The task
Below is a listing; write it out exactly and drop any images from it.
--
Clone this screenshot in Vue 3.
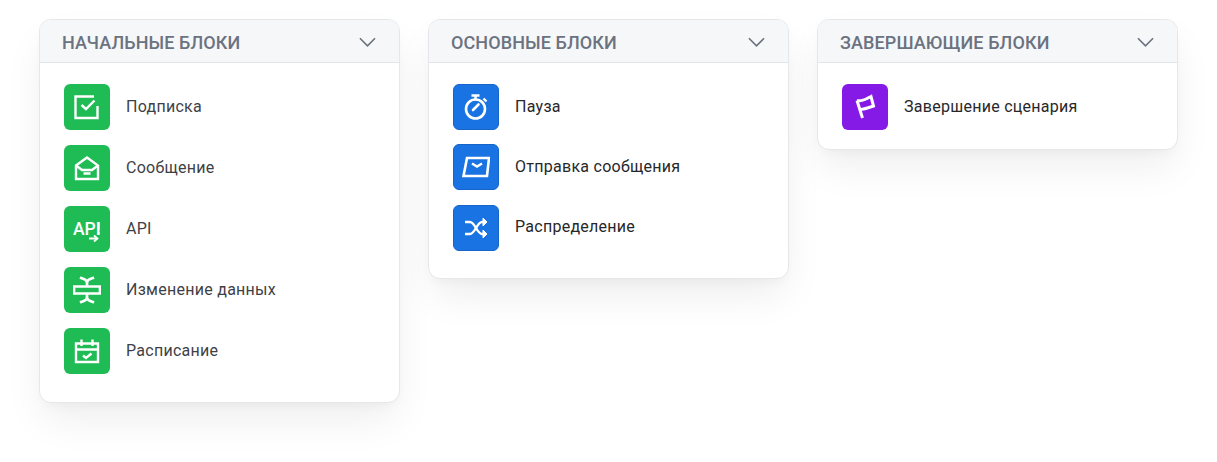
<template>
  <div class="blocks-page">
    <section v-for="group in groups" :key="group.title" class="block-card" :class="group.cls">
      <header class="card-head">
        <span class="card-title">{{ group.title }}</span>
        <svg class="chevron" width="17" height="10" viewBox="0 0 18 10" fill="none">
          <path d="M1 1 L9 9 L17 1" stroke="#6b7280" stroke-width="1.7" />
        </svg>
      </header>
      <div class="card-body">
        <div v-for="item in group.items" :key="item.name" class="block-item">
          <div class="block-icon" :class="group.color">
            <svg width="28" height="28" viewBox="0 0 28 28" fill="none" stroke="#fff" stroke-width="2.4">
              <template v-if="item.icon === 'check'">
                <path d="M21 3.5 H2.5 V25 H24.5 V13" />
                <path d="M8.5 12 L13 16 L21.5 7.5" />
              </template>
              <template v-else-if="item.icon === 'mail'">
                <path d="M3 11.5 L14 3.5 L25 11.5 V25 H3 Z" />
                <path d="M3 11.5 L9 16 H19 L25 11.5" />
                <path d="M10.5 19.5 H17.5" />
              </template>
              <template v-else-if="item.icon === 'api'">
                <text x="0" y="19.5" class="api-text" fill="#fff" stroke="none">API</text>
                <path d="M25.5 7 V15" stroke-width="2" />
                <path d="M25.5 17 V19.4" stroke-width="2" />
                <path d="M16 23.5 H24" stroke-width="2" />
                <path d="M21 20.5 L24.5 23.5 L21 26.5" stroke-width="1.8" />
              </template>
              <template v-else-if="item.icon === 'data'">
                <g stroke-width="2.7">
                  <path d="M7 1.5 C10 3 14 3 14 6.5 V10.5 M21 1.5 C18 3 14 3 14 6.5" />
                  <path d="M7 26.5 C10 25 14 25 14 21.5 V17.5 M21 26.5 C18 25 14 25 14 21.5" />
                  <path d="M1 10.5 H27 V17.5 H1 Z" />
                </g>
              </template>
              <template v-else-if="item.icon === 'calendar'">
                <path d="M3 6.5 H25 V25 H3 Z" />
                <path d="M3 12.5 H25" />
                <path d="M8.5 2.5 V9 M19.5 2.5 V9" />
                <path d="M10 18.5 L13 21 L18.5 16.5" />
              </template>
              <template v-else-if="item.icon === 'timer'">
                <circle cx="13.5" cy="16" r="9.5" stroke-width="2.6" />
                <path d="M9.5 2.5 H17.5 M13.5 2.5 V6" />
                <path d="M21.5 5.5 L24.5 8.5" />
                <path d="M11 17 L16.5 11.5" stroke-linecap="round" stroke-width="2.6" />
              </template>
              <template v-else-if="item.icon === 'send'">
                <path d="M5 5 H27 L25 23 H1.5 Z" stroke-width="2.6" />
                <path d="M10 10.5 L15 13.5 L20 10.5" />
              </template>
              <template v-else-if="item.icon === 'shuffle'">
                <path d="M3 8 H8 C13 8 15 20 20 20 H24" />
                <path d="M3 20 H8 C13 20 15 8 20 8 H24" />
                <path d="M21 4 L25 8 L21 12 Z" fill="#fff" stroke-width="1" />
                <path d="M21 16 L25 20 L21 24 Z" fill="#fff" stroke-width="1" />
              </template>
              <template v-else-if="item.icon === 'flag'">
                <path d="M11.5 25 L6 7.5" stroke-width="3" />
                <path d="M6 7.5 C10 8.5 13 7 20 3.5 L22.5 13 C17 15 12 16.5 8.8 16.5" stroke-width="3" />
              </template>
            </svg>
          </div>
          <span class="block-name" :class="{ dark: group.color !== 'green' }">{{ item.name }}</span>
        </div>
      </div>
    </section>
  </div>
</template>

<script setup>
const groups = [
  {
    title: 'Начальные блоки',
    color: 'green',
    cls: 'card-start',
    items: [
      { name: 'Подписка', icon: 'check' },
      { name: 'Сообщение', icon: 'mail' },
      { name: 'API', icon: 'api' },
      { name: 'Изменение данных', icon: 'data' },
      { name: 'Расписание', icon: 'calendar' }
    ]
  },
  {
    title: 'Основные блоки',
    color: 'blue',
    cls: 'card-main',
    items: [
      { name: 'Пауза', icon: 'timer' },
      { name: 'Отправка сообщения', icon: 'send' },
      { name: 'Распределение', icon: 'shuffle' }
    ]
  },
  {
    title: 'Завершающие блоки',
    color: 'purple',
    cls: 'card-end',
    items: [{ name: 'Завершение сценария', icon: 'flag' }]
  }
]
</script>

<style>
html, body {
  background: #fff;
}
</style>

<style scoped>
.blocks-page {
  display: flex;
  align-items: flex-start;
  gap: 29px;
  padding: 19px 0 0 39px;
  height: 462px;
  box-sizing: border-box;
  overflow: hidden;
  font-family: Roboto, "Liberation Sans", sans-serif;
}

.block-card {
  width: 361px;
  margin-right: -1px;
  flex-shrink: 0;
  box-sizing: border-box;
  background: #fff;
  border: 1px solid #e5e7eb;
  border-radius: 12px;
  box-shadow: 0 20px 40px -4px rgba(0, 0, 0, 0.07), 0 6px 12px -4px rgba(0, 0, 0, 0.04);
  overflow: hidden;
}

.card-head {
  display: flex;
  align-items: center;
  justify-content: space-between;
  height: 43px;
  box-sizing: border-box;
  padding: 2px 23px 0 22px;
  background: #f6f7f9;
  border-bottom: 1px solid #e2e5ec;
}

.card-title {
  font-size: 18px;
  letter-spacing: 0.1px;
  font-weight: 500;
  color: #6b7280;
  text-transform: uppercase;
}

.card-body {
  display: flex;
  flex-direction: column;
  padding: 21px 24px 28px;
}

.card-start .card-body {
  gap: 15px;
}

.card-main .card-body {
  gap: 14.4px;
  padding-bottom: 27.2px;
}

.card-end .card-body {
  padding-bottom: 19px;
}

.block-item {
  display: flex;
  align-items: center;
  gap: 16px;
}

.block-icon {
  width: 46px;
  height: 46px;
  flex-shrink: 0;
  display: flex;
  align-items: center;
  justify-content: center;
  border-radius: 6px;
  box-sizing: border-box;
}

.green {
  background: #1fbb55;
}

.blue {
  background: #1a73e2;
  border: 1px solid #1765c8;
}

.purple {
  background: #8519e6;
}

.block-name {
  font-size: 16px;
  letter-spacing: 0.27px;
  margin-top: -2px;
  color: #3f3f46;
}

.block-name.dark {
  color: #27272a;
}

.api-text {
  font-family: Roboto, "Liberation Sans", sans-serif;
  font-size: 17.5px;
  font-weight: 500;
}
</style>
--
Task response
Clone this screenshot in Vue 3.
<template>
  <div class="blocks-page">
    <section v-for="group in groups" :key="group.title" class="block-card" :class="group.cls">
      <header class="card-head">
        <span class="card-title">{{ group.title }}</span>
        <svg class="chevron" width="17" height="10" viewBox="0 0 18 10" fill="none">
          <path d="M1 1 L9 9 L17 1" stroke="#6b7280" stroke-width="1.7" />
        </svg>
      </header>
      <div class="card-body">
        <div v-for="item in group.items" :key="item.name" class="block-item">
          <div class="block-icon" :class="group.color">
            <svg width="28" height="28" viewBox="0 0 28 28" fill="none" stroke="#fff" stroke-width="2.4">
              <template v-if="item.icon === 'check'">
                <path d="M21 3.5 H2.5 V25 H24.5 V13" />
                <path d="M8.5 12 L13 16 L21.5 7.5" />
              </template>
              <template v-else-if="item.icon === 'mail'">
                <path d="M3 11.5 L14 3.5 L25 11.5 V25 H3 Z" />
                <path d="M3 11.5 L9 16 H19 L25 11.5" />
                <path d="M10.5 19.5 H17.5" />
              </template>
              <template v-else-if="item.icon === 'api'">
                <text x="0" y="19.5" class="api-text" fill="#fff" stroke="none">API</text>
                <path d="M25.5 7 V15" stroke-width="2" />
                <path d="M25.5 17 V19.4" stroke-width="2" />
                <path d="M16 23.5 H24" stroke-width="2" />
                <path d="M21 20.5 L24.5 23.5 L21 26.5" stroke-width="1.8" />
              </template>
              <template v-else-if="item.icon === 'data'">
                <g stroke-width="2.7">
                  <path d="M7 1.5 C10 3 14 3 14 6.5 V10.5 M21 1.5 C18 3 14 3 14 6.5" />
                  <path d="M7 26.5 C10 25 14 25 14 21.5 V17.5 M21 26.5 C18 25 14 25 14 21.5" />
                  <path d="M1 10.5 H27 V17.5 H1 Z" />
                </g>
              </template>
              <template v-else-if="item.icon === 'calendar'">
                <path d="M3 6.5 H25 V25 H3 Z" />
                <path d="M3 12.5 H25" />
                <path d="M8.5 2.5 V9 M19.5 2.5 V9" />
                <path d="M10 18.5 L13 21 L18.5 16.5" />
              </template>
              <template v-else-if="item.icon === 'timer'">
                <circle cx="13.5" cy="16" r="9.5" stroke-width="2.6" />
                <path d="M9.5 2.5 H17.5 M13.5 2.5 V6" />
                <path d="M21.5 5.5 L24.5 8.5" />
                <path d="M11 17 L16.5 11.5" stroke-linecap="round" stroke-width="2.6" />
              </template>
              <template v-else-if="item.icon === 'send'">
                <path d="M5 5 H27 L25 23 H1.5 Z" stroke-width="2.6" />
                <path d="M10 10.5 L15 13.5 L20 10.5" />
              </template>
              <template v-else-if="item.icon === 'shuffle'">
                <path d="M3 8 H8 C13 8 15 20 20 20 H24" />
                <path d="M3 20 H8 C13 20 15 8 20 8 H24" />
                <path d="M21 4 L25 8 L21 12 Z" fill="#fff" stroke-width="1" />
                <path d="M21 16 L25 20 L21 24 Z" fill="#fff" stroke-width="1" />
              </template>
              <template v-else-if="item.icon === 'flag'">
                <path d="M11.5 25 L6 7.5" stroke-width="3" />
                <path d="M6 7.5 C10 8.5 13 7 20 3.5 L22.5 13 C17 15 12 16.5 8.8 16.5" stroke-width="3" />
              </template>
            </svg>
          </div>
          <span class="block-name" :class="{ dark: group.color !== 'green' }">{{ item.name }}</span>
        </div>
      </div>
    </section>
  </div>
</template>

<script setup>
const groups = [
  {
    title: 'Начальные блоки',
    color: 'green',
    cls: 'card-start',
    items: [
      { name: 'Подписка', icon: 'check' },
      { name: 'Сообщение', icon: 'mail' },
      { name: 'API', icon: 'api' },
      { name: 'Изменение данных', icon: 'data' },
      { name: 'Расписание', icon: 'calendar' }
    ]
  },
  {
    title: 'Основные блоки',
    color: 'blue',
    cls: 'card-main',
    items: [
      { name: 'Пауза', icon: 'timer' },
      { name: 'Отправка сообщения', icon: 'send' },
      { name: 'Распределение', icon: 'shuffle' }
    ]
  },
  {
    title: 'Завершающие блоки',
    color: 'purple',
    cls: 'card-end',
    items: [{ name: 'Завершение сценария', icon: 'flag' }]
  }
]
</script>

<style>
html, body {
  background: #fff;
}
</style>

<style scoped>
.blocks-page {
  display: flex;
  align-items: flex-start;
  gap: 29px;
  padding: 19px 0 0 39px;
  height: 462px;
  box-sizing: border-box;
  overflow: hidden;
  font-family: Roboto, "Liberation Sans", sans-serif;
}

.block-card {
  width: 361px;
  margin-right: -1px;
  flex-shrink: 0;
  box-sizing: border-box;
  background: #fff;
  border: 1px solid #e5e7eb;
  border-radius: 12px;
  box-shadow: 0 20px 40px -4px rgba(0, 0, 0, 0.07), 0 6px 12px -4px rgba(0, 0, 0, 0.04);
  overflow: hidden;
}

.card-head {
  display: flex;
  align-items: center;
  justify-content: space-between;
  height: 43px;
  box-sizing: border-box;
  padding: 2px 23px 0 22px;
  background: #f6f7f9;
  border-bottom: 1px solid #e2e5ec;
}

.card-title {
  font-size: 18px;
  letter-spacing: 0.1px;
  font-weight: 500;
  color: #6b7280;
  text-transform: uppercase;
}

.card-body {
  display: flex;
  flex-direction: column;
  padding: 21px 24px 28px;
}

.card-start .card-body {
  gap: 15px;
}

.card-main .card-body {
  gap: 14.4px;
  padding-bottom: 27.2px;
}

.card-end .card-body {
  padding-bottom: 19px;
}

.block-item {
  display: flex;
  align-items: center;
  gap: 16px;
}

.block-icon {
  width: 46px;
  height: 46px;
  flex-shrink: 0;
  display: flex;
  align-items: center;
  justify-content: center;
  border-radius: 6px;
  box-sizing: border-box;
}

.green {
  background: #1fbb55;
}

.blue {
  background: #1a73e2;
  border: 1px solid #1765c8;
}

.purple {
  background: #8519e6;
}

.block-name {
  font-size: 16px;
  letter-spacing: 0.27px;
  margin-top: -2px;
  color: #3f3f46;
}

.block-name.dark {
  color: #27272a;
}

.api-text {
  font-family: Roboto, "Liberation Sans", sans-serif;
  font-size: 17.5px;
  font-weight: 500;
}
</style>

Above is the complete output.